From ice sheet to orbit
In Antarctica, the German Aerospace Center (DLR) and other public and private organizations are growing produce in a module in Antarctica via the EDEN ISS project. There, agricultural engineers monitor photons of LED lights and amp hours of battery use to determine calorie count and feed people, Ferl says.
“Our role there is to use the kind of imaging and data collection that we use on the International Space Station to monitor plant development, and especially plant health, so that we can, as a remote science backroom, help troubleshoot any issues that the plants might have,” Ferl says. “[We can] help understand how plants might be adapting differently in that environment than they would here, and [figure out] how to maximize plant productivity in that highly closed, highly engineered environment that is truly dedicated to keeping people alive.”
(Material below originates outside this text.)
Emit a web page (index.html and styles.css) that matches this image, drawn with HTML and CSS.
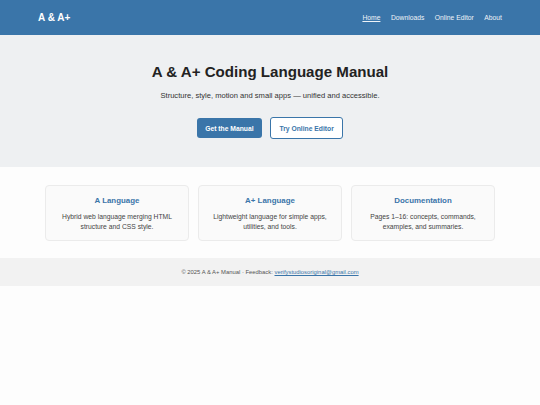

Most of Ferl’s work involves Arabidopsis rather than ornamental crops or produce, but he says there are parallels between greenhouse production and the type of work he does. After all, commercial growers expect a lot out of their crops and need to understand how environment affects plant growth and health. Studying what growers and farmers do, and looking at natural processes on Earth, can influence scientists who research plants in space.
He asks: “What can we learn from the productivity of our farms, our fields, our forests, our ecology, that can help us drive towards a place where we maximize truly every photon of light coming in, every molecule of nutrient, and produce the least wasteful, most beneficial, food, fiber, water and oxygen available?” Greenhouse growers may help push space exploration ahead.